We do have two adorable and sweet kittens that we adopted 5 months ago. They are great but we just don't have the same bond...at least not yet. It sounds silly to admit outloud but sometimes I feel a bit rejected by them because they don't want to snuggle with me like Deulli did. I know it's probably just their age along with personality differences. 

Sorry, I'm just rambling at this point.


----------



## Venusworld21 (Oct 23, 2012)

I'm sorry for the loss of your girl. The kittens will settle down in a few more months and should be more receptive to snuggles. You're right...at this point it's most likely their age. Deulli was probably like these guys when she was little, but 15 years of snuggles make that hard to remember.  Just let these new little ones be themselves. See who they are, who they become, and love them for that. They won't ever replace your girl. They'll just show you a whole new way to love cats.
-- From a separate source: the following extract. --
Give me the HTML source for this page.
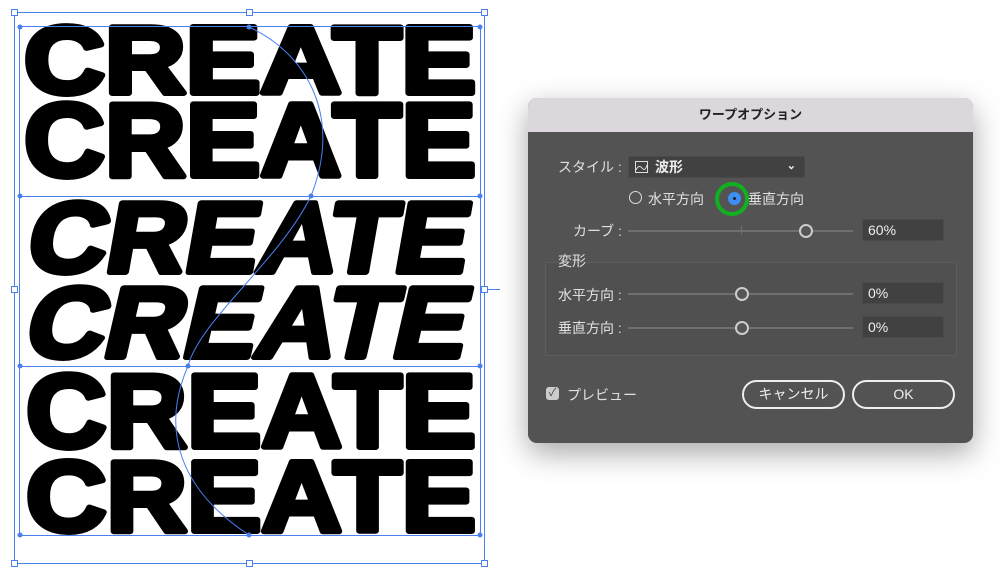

Making the decision to euthanize is hard, it takes so much courage to do what is right for them, even if it breaks our hearts. I do lots of rescue work and so many people don't have the courage to make that decision, so these sick, old or injured cats get dumped off with complete strangers at overcrowded shelters and their lives end in pain and fear. You stood by her and kept her from being afraid. You gave her the greatest gift you could have. And 15 years is a pretty good life for a cat. Even if you had fed her whatever the ideal mix of food is for her entire life, you probably couldn't have hoped for much better than 15 years. Don't beat yourself up over it. You clearly loved her very, very much and did everything you thought was best for her. 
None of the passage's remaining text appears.